Fathers, how do we maintain the fragile connection with the heart of our son or daughter during their adolescence? As a father of two boys fast approaching middle school, I am searching for inspiration and instruction in this primary arena of my influence.
It is striking that there are only two father-son duos who both served as president of the United States: John Adams and John Quincy Adams, George H.W. Bush and George W. Bush. Here is an insightful quote I recently read from 41: Portrait of My Father by former President George W. Bush:
“George Bush’s great gift to his children was unconditional love. No matter how we expressed our individuality, no matter how badly we misbehaved, he always loved us. Over time, that love itself became a powerful source of independence. There was no point in competing with our father-no point in rebelling against him-because he would love us no matter what. I took that lesson to heart when I became a parent. When Barbara and Jenna were teenagers, they had independent streaks that reminded me a lot of times past. I used to tell them, ‘I love you. There’s nothing you can do to make me stop loving you. So stop trying.‘”

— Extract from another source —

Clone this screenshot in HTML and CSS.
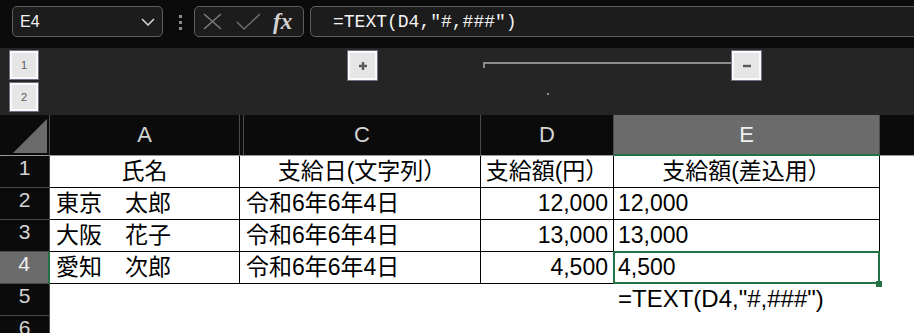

As a former member, Christian school teacher, youth pastor, and now pastor, I must acknowledge that teenagers truly are “transitional lifeforms.” The key during this metamorphosis from childhood to adulthood is the fixed point of a father’s love that is not affected or altered by their random mistakes or even intentional malice!
Paul adds the instruction in Ephesians 6:4, “And, ye fathers, provoke not your children to wrath: but bring them up in the nurture and admonition of the Lord.” I choose to not provoke. I choose to convey passionate, tenacious love that not only connects my children to me but more importantly to their Heavenly Father whose affection truly is eternal.
What do you find insightful about the above quote from the Bush family? What else has helped you be a consistent, compassionate father of adolescents?